The evolution of video games

The exhibit features a total of 80 video games, mostly from Melissinos's personal collection, and covers a span of 40 years. The goal, he says, is to focus on the entirety of video games as an art medium. Melissinos says, it's one of the very first exhibitions to tackle video games and art in that manner. Because the way Melissinos sees it, video games represent a beautiful fusion of all forms of art. Be it painting, sculpture, or music and narrative.

"So in that, video games provide the greatest variety, the greatest opportunity, to tell the widest breadth of story, the widest narrative, of any other medium that we have at our disposal today," he says.

But the key to making this particular medium work, he says, is interaction, "because it doesn't become art until the game is actually played."

That point is strikingly demonstrated by one of the first installations that can be encountered at the exhibit: three video screens showing people playing video games by themselves. It's called "Gamer Faces."

"You don't see people react this way when they read a book, view a painting, even watch a movie!" Melissinos says. "You may get people to jump at certain points. You may get people to cry at certain points. But you do not see this full kind of release of themselves."

And this "release" has been going on since the days of the Atari VCS, which is on display in another room of the exhibit. The room shows the evolution of video games through 20 gaming systems: from early, elementary offerings like the Atari and Calicovision, to more recent, complex innovations like the Wii and PS2. Since the gaming systems snake along the four walls of the room, by the time you reach the PS2, you're back where you started, at the Atari.

"So by standing in that one corner of the room, you're able to see just how far we have come in the medium of art that is video games," Melissinos says.

But you're also able to see "the echoes of design that started at the Atari VCS and are even present today, in the era of the Playstation 3." For instance, as Melissinos explains, "in Uncharted Two, when we see Nathan Drake in a jungle environment, reaching for a vine, and we see Pitfall Harry on the Atari VCS in a jungle scene, reaching for a vine, we realize that those core mechanics have persisted for 40 years."

What has changed, he says, is the platform - or, more fittingly for an exhibit titled "The Art of Video Games" - "the canvas, the brushes, that artists have had to paint the environment in which those mechanics occur."

Of course, Melissinos knows not everyone would be quite so keen to whip out such artistic metaphors for video games. Like parents, for example?

"What I would say [to them] is to not be dismissive of [video games] on the face," Melissinos says. "Chances are many parents that are listening remember a time when video games were important to them. The ones that grew up in the 70s and 80s, and they remember the first time they saw Pac-Man or the first time they played Pitfall, or Donkey Kong. And [they] understand the games their kids are playing today are just the descendants of the games that we grew up on. Playing games is part of what it means to be human. It's how we find competition, it's how we find cooperation."

It's also how we find creativity.

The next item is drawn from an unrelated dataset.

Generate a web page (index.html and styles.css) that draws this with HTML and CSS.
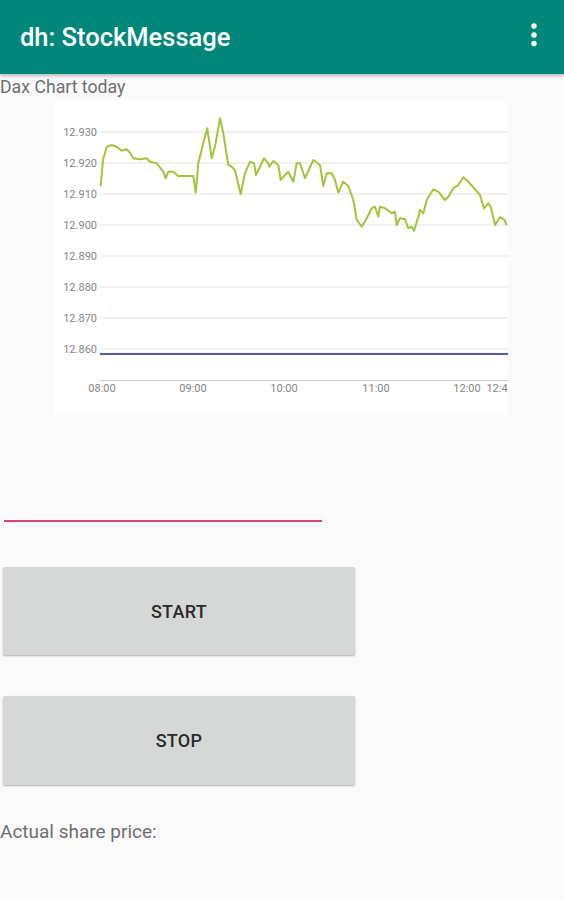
FILE: index.html
```html
<!DOCTYPE html>
<html lang="en">
<head>
    <meta charset="UTF-8">
    <meta name="viewport" content="width=device-width, initial-scale=1.0">
    <title>dh: StockMessage</title>
    <link rel="stylesheet" href="styles.css">
</head>
<body>
    <header class="app-bar">
        <h1 class="app-title">dh: StockMessage</h1>
        <!-- overflow menu -->
        <svg class="overflow" width="12" height="30" viewBox="0 0 12 30">
            <circle cx="6" cy="6" r="2.7" fill="#fff"/>
            <circle cx="6" cy="15" r="2.7" fill="#fff"/>
            <circle cx="6" cy="23.5" r="2.7" fill="#fff"/>
        </svg>
    </header>

    <main class="content">
        <p class="label">Dax Chart today</p>

        <!-- chart, viewBox uses page coordinates -->
        <div class="chart">
            <svg width="453" height="315" viewBox="55 100 453 315">
                <g class="grid">
                    <line x1="100" y1="132" x2="508" y2="132"/>
                    <line x1="100" y1="163" x2="508" y2="163"/>
                    <line x1="100" y1="194" x2="508" y2="194"/>
                    <line x1="100" y1="225" x2="508" y2="225"/>
                    <line x1="100" y1="256" x2="508" y2="256"/>
                    <line x1="100" y1="287" x2="508" y2="287"/>
                    <line x1="100" y1="318" x2="508" y2="318"/>
                    <line x1="100" y1="349" x2="508" y2="349"/>
                </g>
                <g class="y-labels">
                    <text x="97" y="136">12.930</text>
                    <text x="97" y="167">12.920</text>
                    <text x="97" y="198">12.910</text>
                    <text x="97" y="229">12.900</text>
                    <text x="97" y="260">12.890</text>
                    <text x="97" y="291">12.880</text>
                    <text x="97" y="322">12.870</text>
                    <text x="97" y="353">12.860</text>
                </g>
                <line class="axis" x1="100" y1="380.5" x2="508" y2="380.5"/>
                <line class="base" x1="100" y1="354" x2="508" y2="354"/>
                <polyline class="price-line" points="100.7,186 103,160 106.7,146.7 111.7,145 116.7,146.7 121.7,150.7 126.7,149.3 130,152.7 133.3,158.3 140,159.3 146.7,158.3 150,161.7 156.7,163.3 163.3,171.7 165.7,178.3 168.3,171.7 173.3,171.7 178.3,176 193.3,176 195.7,192.7 198.3,163.3 203.3,143.3 207.3,128.3 211.7,158.3 215,146.7 220,118.3 223.3,133.3 228.3,165 231.7,166.7 235,170 240.7,194.3 245,173.3 250,161.7 254,163.3 256,175 260,166.7 264,158.3 268.3,163.3 269.3,166.7 273.3,161 278.3,165 280.7,180 283.3,176.7 288.3,171.7 293.3,181.7 296.7,163.3 300,163.3 305,178.3 313.3,160 320,165 323.3,186 326.7,173.3 331.7,173.3 335,180 338.3,192.7 343.3,181.7 348.3,186 353.3,200 356.7,220 361.7,226.7 366.7,218.3 371.7,208.3 375,206.7 378.3,216.7 380,206.7 385,208.3 391.7,213.3 395,211.7 396.7,225 400,218.3 405,219.3 408.3,228.3 411.7,226.7 414,230.7 418.3,216.7 420,210 423.3,213.3 426.7,200 433.3,189.3 438.3,191.7 445,200 448.3,196.7 453.3,188.3 458.3,185 463.3,177.3 468.3,181.7 480,195 484,208.3 488.3,203.3 490.7,206.7 495,225 500,217.3 504,219.3 506.7,225"/>
                <g class="x-labels">
                    <text x="102" y="392">08:00</text>
                    <text x="193" y="392">09:00</text>
                    <text x="284" y="392">10:00</text>
                    <text x="376" y="392">11:00</text>
                    <text x="467" y="392">12:00</text>
                    <text x="497" y="392">12:4</text>
                </g>
            </svg>
        </div>

        <input class="price-field" type="text">

        <button class="action start">START</button>
        <button class="action stop">STOP</button>

        <p class="label share">Actual share price:</p>
    </main>
</body>
</html>
```

FILE: styles.css
```css
body {
    margin: 0;
    background-color: #fafafa;
    font-family: Roboto, "Noto Sans", sans-serif;
}

/* top bar */
.app-bar {
    display: flex;
    align-items: center;
    justify-content: space-between;
    height: 74px;
    padding: 0 24px 0 20px;
    background-color: #00877a;
    box-shadow: 0 2px 3px rgba(0,0,0,0.25);
}
.app-title {
    margin: 0;
    color: #fff;
    font-size: 25.5px;
    font-weight: 500;
}
.overflow {
    margin-top: -4px;
}

.label {
    margin: 0;
    height: 26px;
    line-height: 26px;
    font-size: 17.7px;
    color: #6f6f6f;
}

/* chart */
.chart {
    margin-left: 55px;
    width: 453px;
    height: 315px;
    background-color: #fff;
}
.chart svg {
    display: block;
}
.grid line {
    stroke: #ececec;
    stroke-width: 1.5;
}
.axis {
    stroke: #c8c8e2;
    stroke-width: 1;
}
.base {
    stroke: #5a58a8;
    stroke-width: 2;
}
.price-line {
    fill: none;
    stroke: #a2c43c;
    stroke-width: 2;
    stroke-linejoin: round;
}
.y-labels text {
    font-size: 11px;
    fill: #858585;
    text-anchor: end;
}
.x-labels text {
    font-size: 11px;
    fill: #858585;
    text-anchor: middle;
}

/* edit text */
.price-field {
    display: block;
    box-sizing: border-box;
    margin: 65px 0 0 4px;
    width: 318px;
    height: 42px;
    border: none;
    border-bottom: 2px solid #d6457a;
    background: transparent;
    outline: none;
}

/* buttons */
.action {
    display: block;
    margin-left: 3px;
    width: 352px;
    border: none;
    border-radius: 2px;
    background-color: #d6d7d7;
    box-shadow: 0 1px 2px rgba(0,0,0,0.3);
    font-family: Roboto, sans-serif;
    font-size: 18px;
    font-weight: 500;
    letter-spacing: 0.3px;
    color: #2a2a2a;
}
.start {
    margin-top: 45px;
    height: 88px;
}
.stop {
    margin-top: 41px;
    height: 89px;
}

.share {
    margin-top: 34px;
    font-size: 19px;
}
```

Or so says Atari founder Nolan Bushnell, a video-game hero who has a quotation stenciled on one of the exhibit's walls: "Video games foster the mindset that allows creativity to grow."

And it's Melissinos' ardent desire that by the time people exit the exhibit - whether they're diehard gamers or not - they'll wholeheartedly agree with that quotation.

"I hope that everyone that comes to visit this walks away with a greater understanding that video games are more than they believed them to be when they came in.

"Because they are. Because they are."